• **What is needed**
Return every record below exactly as written, omitting any pictures.

• **Material provided**
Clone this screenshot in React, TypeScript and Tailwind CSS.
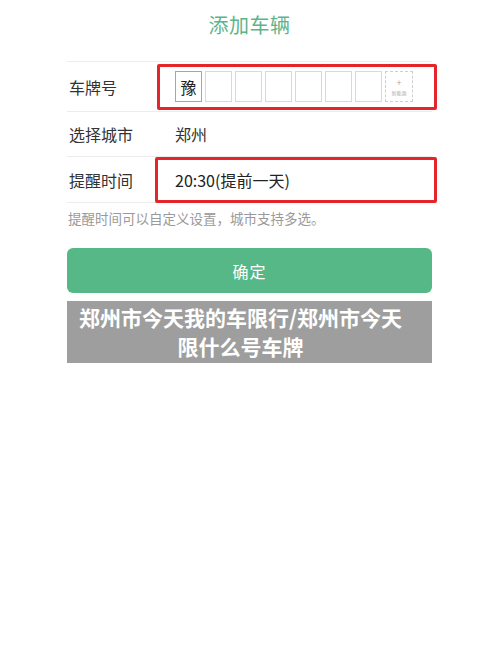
import React from 'react';

const font = { fontFamily: '"Noto Sans CJK SC", "Noto Sans", sans-serif' };

function PlateCells() {
  const empty = [0, 1, 2, 3, 4, 5];
  return (
    <div className="flex items-center gap-[3px]">
      <div className="w-[27px] h-[31px] border border-[#8ea9d8] flex items-center justify-center text-[16px] text-[#222]">
        豫
      </div>
      {empty.map(i => (
        <div key={i} className="w-[27px] h-[31px] border border-[#d9d9d9]" />
      ))}
      <div className="w-[28px] h-[31px] border border-dashed border-[#cfcfcf] flex flex-col items-center justify-center leading-none">
        <span className="text-[9px] text-[#aaa]">+</span>
        <span className="text-[5px] text-[#aaa] mt-[3px]">新能源</span>
      </div>
    </div>
  );
}

export default function App() {
  return (
    <div className="w-[500px] h-[666px] bg-white" style={font}>
      <div className="ml-[67px] w-[365px]">
        {/* Title */}
        <div className="h-[61px] flex items-start justify-center pt-[11px]">
          <h1 className="text-[20px] leading-[28px] text-[#5cb48a] tracking-[0.5px]">添加车辆</h1>
        </div>

        {/* Plate row */}
        <div className="h-[51px] border-t border-b border-[#ececec] flex items-center">
          <span className="w-[90px] pl-[2px] text-[16px] text-[#333]">车牌号</span>
          <div className="-mr-[5px] flex-1 h-[46px] border-[3px] border-[#e4262b] rounded-[2px] flex items-center pl-[15px]">
            <PlateCells />
          </div>
        </div>

        {/* City row */}
        <div className="h-[45px] border-b border-[#ececec] flex items-center">
          <span className="w-[108px] pl-[2px] text-[16px] text-[#333]">选择城市</span>
          <span className="text-[16px] text-[#333]">郑州</span>
        </div>

        {/* Reminder row */}
        <div className="h-[46px] border-b border-[#ececec] flex items-center">
          <span className="w-[88px] pl-[2px] text-[16px] text-[#333]">提醒时间</span>
          <div className="-mr-[5px] flex-1 h-[46px] border-[3px] border-[#e4262b] rounded-[2px] flex items-center pl-[17px]">
            <span className="text-[16px] text-[#222]">20:30(提前一天)</span>
          </div>
        </div>

        {/* Hint */}
        <p className="pt-[5px] pl-[1px] text-[13.5px] leading-[20px] text-[#9a9a9a]">
          提醒时间可以自定义设置，城市支持多选。
        </p>

        {/* Confirm button */}
        <button className="mt-[20px] w-full h-[45px] rounded-[6px] bg-[#57b887] text-white text-[16px] flex items-center justify-center tracking-[1px]">
          确定
        </button>

        {/* Overlay banner */}
        <div className="mt-[8px] h-[62px] bg-[#9e9e9e] pl-[3px] pr-[21px] pt-[2px]">
          <p className="text-center text-white font-bold text-[21px] leading-[29px]">
            郑州市今天我的车限行/郑州市今天<br />限什么号车牌
          </p>
        </div>
      </div>
    </div>
  );
}
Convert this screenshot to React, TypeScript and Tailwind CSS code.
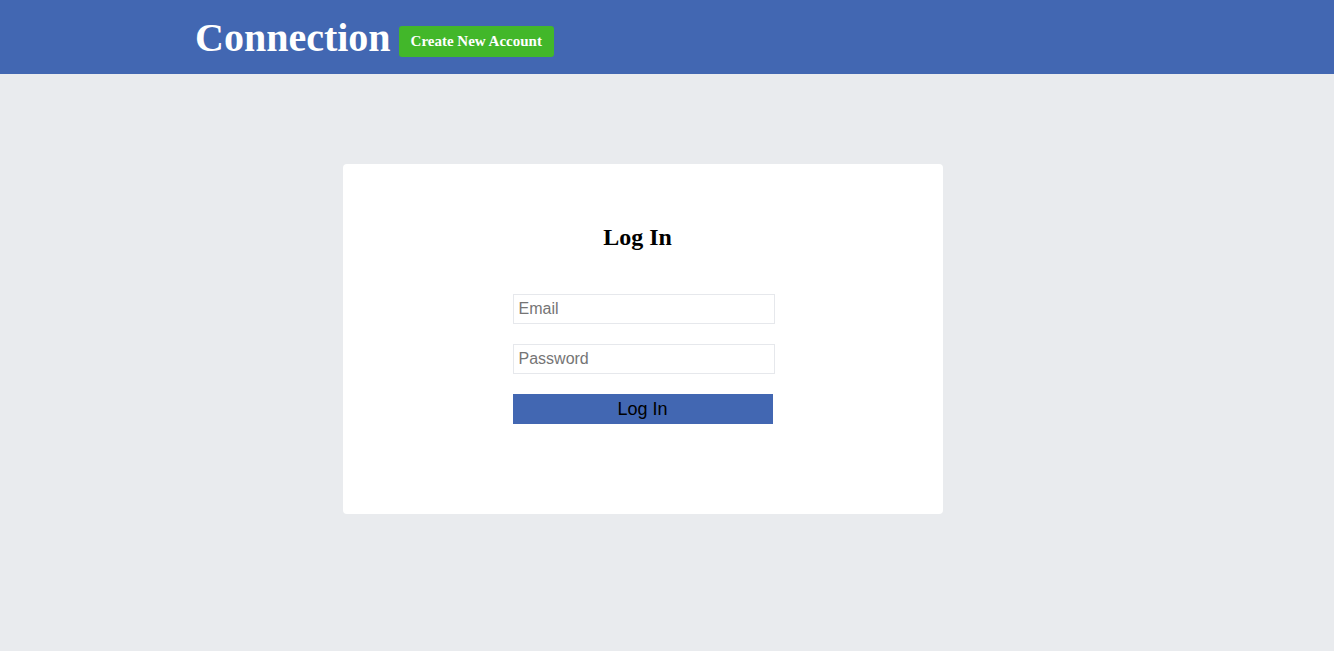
export default function App() {
    return (
        <div className="min-h-[651px] bg-[#e9ebee]">
            {/* Header */}
            <header className="flex h-[74px] items-center bg-[#4267b2] pl-[195px] font-['Liberation_Serif',serif]">
                <h1 className="mt-[2px] text-[40px] font-bold leading-[46px] text-white">Connection</h1>
                <button className="ml-[8px] mt-[9px] h-[31px] rounded-[3px] bg-[#42b72a] px-3 text-[15px] font-bold text-white">
                    Create New Account
                </button>
            </header>

            {/* Login card */}
            <div className="flex justify-center pr-[48px] pt-[90px]">
                <div className="flex h-[350px] w-[600px] flex-col items-center rounded-[4px] bg-white pt-[59px]">
                    <h2 className="w-full pr-[11px] text-center font-['Liberation_Serif',serif] text-[24px] font-bold leading-[28px] text-black">
                        Log In
                    </h2>
                    <form className="ml-[1px] mt-[43px] flex w-[262px] flex-col font-['Liberation_Sans',Arial,sans-serif]">
                        <input
                            type="email"
                            placeholder="Email"
                            className="h-[30px] w-[262px] border border-[#e6e8ec] px-[5px] text-[16px] placeholder:text-[#757575] focus:outline-none"
                        />
                        <input
                            type="password"
                            placeholder="Password"
                            className="mt-5 h-[30px] w-[262px] border border-[#e6e8ec] px-[5px] text-[16px] placeholder:text-[#757575] focus:outline-none"
                        />
                        <button
                            type="button"
                            className="mt-5 h-[30px] w-[260px] bg-[#4267b2] text-[18px] text-black"
                        >
                            Log In
                        </button>
                    </form>
                </div>
            </div>
        </div>
    );
}
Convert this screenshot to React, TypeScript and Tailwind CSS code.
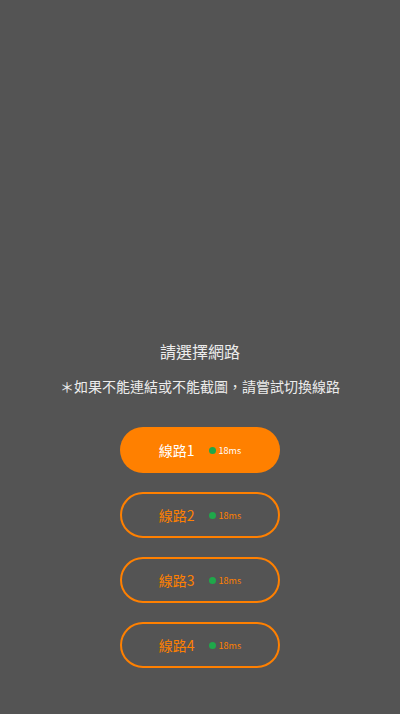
import React from "react";

const lines = [
  { name: "線路1", ping: "18ms", active: true },
  { name: "線路2", ping: "18ms", active: false },
  { name: "線路3", ping: "18ms", active: false },
  { name: "線路4", ping: "18ms", active: false },
];

const font = { fontFamily: '"Noto Sans CJK TC", "Noto Sans", sans-serif' };

export default function App() {
  return (
    <div
      className="min-h-screen w-full bg-[#545454] flex flex-col items-center justify-end pb-[46px]"
      style={font}
    >
      <div className="text-[16px] leading-[24px] text-[#ececec]">請選擇網路</div>
      <div className="mt-[13px] text-[14px] leading-[20px] text-[#ececec]">
        ＊如果不能連結或不能截圖，請嘗試切換線路
      </div>
      <div className="mt-[31px] flex flex-col gap-[19px]">
        {lines.map((l) => (
          <button
            key={l.name}
            className={
              l.active
                ? "w-[160px] h-[46px] rounded-full bg-[#ff8000] text-white flex items-center justify-center"
                : "w-[160px] h-[46px] rounded-full border-2 border-[#ff8000] text-[#ff8000] flex items-center justify-center"
            }
          >
            <span className="text-[14px] leading-none">{l.name}</span>
            <span className="ml-[14px] w-[7px] h-[7px] rounded-full bg-[#1fa84a]" />
            <span className="ml-[3px] text-[9px] leading-none">{l.ping}</span>
          </button>
        ))}
      </div>
    </div>
  );
}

• **Response**
Clone this screenshot in React, TypeScript and Tailwind CSS.
import React from 'react';

const font = { fontFamily: '"Noto Sans CJK SC", "Noto Sans", sans-serif' };

function PlateCells() {
  const empty = [0, 1, 2, 3, 4, 5];
  return (
    <div className="flex items-center gap-[3px]">
      <div className="w-[27px] h-[31px] border border-[#8ea9d8] flex items-center justify-center text-[16px] text-[#222]">
        豫
      </div>
      {empty.map(i => (
        <div key={i} className="w-[27px] h-[31px] border border-[#d9d9d9]" />
      ))}
      <div className="w-[28px] h-[31px] border border-dashed border-[#cfcfcf] flex flex-col items-center justify-center leading-none">
        <span className="text-[9px] text-[#aaa]">+</span>
        <span className="text-[5px] text-[#aaa] mt-[3px]">新能源</span>
      </div>
    </div>
  );
}

export default function App() {
  return (
    <div className="w-[500px] h-[666px] bg-white" style={font}>
      <div className="ml-[67px] w-[365px]">
        {/* Title */}
        <div className="h-[61px] flex items-start justify-center pt-[11px]">
          <h1 className="text-[20px] leading-[28px] text-[#5cb48a] tracking-[0.5px]">添加车辆</h1>
        </div>

        {/* Plate row */}
        <div className="h-[51px] border-t border-b border-[#ececec] flex items-center">
          <span className="w-[90px] pl-[2px] text-[16px] text-[#333]">车牌号</span>
          <div className="-mr-[5px] flex-1 h-[46px] border-[3px] border-[#e4262b] rounded-[2px] flex items-center pl-[15px]">
            <PlateCells />
          </div>
        </div>

        {/* City row */}
        <div className="h-[45px] border-b border-[#ececec] flex items-center">
          <span className="w-[108px] pl-[2px] text-[16px] text-[#333]">选择城市</span>
          <span className="text-[16px] text-[#333]">郑州</span>
        </div>

        {/* Reminder row */}
        <div className="h-[46px] border-b border-[#ececec] flex items-center">
          <span className="w-[88px] pl-[2px] text-[16px] text-[#333]">提醒时间</span>
          <div className="-mr-[5px] flex-1 h-[46px] border-[3px] border-[#e4262b] rounded-[2px] flex items-center pl-[17px]">
            <span className="text-[16px] text-[#222]">20:30(提前一天)</span>
          </div>
        </div>

        {/* Hint */}
        <p className="pt-[5px] pl-[1px] text-[13.5px] leading-[20px] text-[#9a9a9a]">
          提醒时间可以自定义设置，城市支持多选。
        </p>

        {/* Confirm button */}
        <button className="mt-[20px] w-full h-[45px] rounded-[6px] bg-[#57b887] text-white text-[16px] flex items-center justify-center tracking-[1px]">
          确定
        </button>

        {/* Overlay banner */}
        <div className="mt-[8px] h-[62px] bg-[#9e9e9e] pl-[3px] pr-[21px] pt-[2px]">
          <p className="text-center text-white font-bold text-[21px] leading-[29px]">
            郑州市今天我的车限行/郑州市今天<br />限什么号车牌
          </p>
        </div>
      </div>
    </div>
  );
}
Convert this screenshot to React, TypeScript and Tailwind CSS code.
export default function App() {
    return (
        <div className="min-h-[651px] bg-[#e9ebee]">
            {/* Header */}
            <header className="flex h-[74px] items-center bg-[#4267b2] pl-[195px] font-['Liberation_Serif',serif]">
                <h1 className="mt-[2px] text-[40px] font-bold leading-[46px] text-white">Connection</h1>
                <button className="ml-[8px] mt-[9px] h-[31px] rounded-[3px] bg-[#42b72a] px-3 text-[15px] font-bold text-white">
                    Create New Account
                </button>
            </header>

            {/* Login card */}
            <div className="flex justify-center pr-[48px] pt-[90px]">
                <div className="flex h-[350px] w-[600px] flex-col items-center rounded-[4px] bg-white pt-[59px]">
                    <h2 className="w-full pr-[11px] text-center font-['Liberation_Serif',serif] text-[24px] font-bold leading-[28px] text-black">
                        Log In
                    </h2>
                    <form className="ml-[1px] mt-[43px] flex w-[262px] flex-col font-['Liberation_Sans',Arial,sans-serif]">
                        <input
                            type="email"
                            placeholder="Email"
                            className="h-[30px] w-[262px] border border-[#e6e8ec] px-[5px] text-[16px] placeholder:text-[#757575] focus:outline-none"
                        />
                        <input
                            type="password"
                            placeholder="Password"
                            className="mt-5 h-[30px] w-[262px] border border-[#e6e8ec] px-[5px] text-[16px] placeholder:text-[#757575] focus:outline-none"
                        />
                        <button
                            type="button"
                            className="mt-5 h-[30px] w-[260px] bg-[#4267b2] text-[18px] text-black"
                        >
                            Log In
                        </button>
                    </form>
                </div>
            </div>
        </div>
    );
}
Convert this screenshot to React, TypeScript and Tailwind CSS code.
import React from "react";

const lines = [
  { name: "線路1", ping: "18ms", active: true },
  { name: "線路2", ping: "18ms", active: false },
  { name: "線路3", ping: "18ms", active: false },
  { name: "線路4", ping: "18ms", active: false },
];

const font = { fontFamily: '"Noto Sans CJK TC", "Noto Sans", sans-serif' };

export default function App() {
  return (
    <div
      className="min-h-screen w-full bg-[#545454] flex flex-col items-center justify-end pb-[46px]"
      style={font}
    >
      <div className="text-[16px] leading-[24px] text-[#ececec]">請選擇網路</div>
      <div className="mt-[13px] text-[14px] leading-[20px] text-[#ececec]">
        ＊如果不能連結或不能截圖，請嘗試切換線路
      </div>
      <div className="mt-[31px] flex flex-col gap-[19px]">
        {lines.map((l) => (
          <button
            key={l.name}
            className={
              l.active
                ? "w-[160px] h-[46px] rounded-full bg-[#ff8000] text-white flex items-center justify-center"
                : "w-[160px] h-[46px] rounded-full border-2 border-[#ff8000] text-[#ff8000] flex items-center justify-center"
            }
          >
            <span className="text-[14px] leading-none">{l.name}</span>
            <span className="ml-[14px] w-[7px] h-[7px] rounded-full bg-[#1fa84a]" />
            <span className="ml-[3px] text-[9px] leading-none">{l.ping}</span>
          </button>
        ))}
      </div>
    </div>
  );
}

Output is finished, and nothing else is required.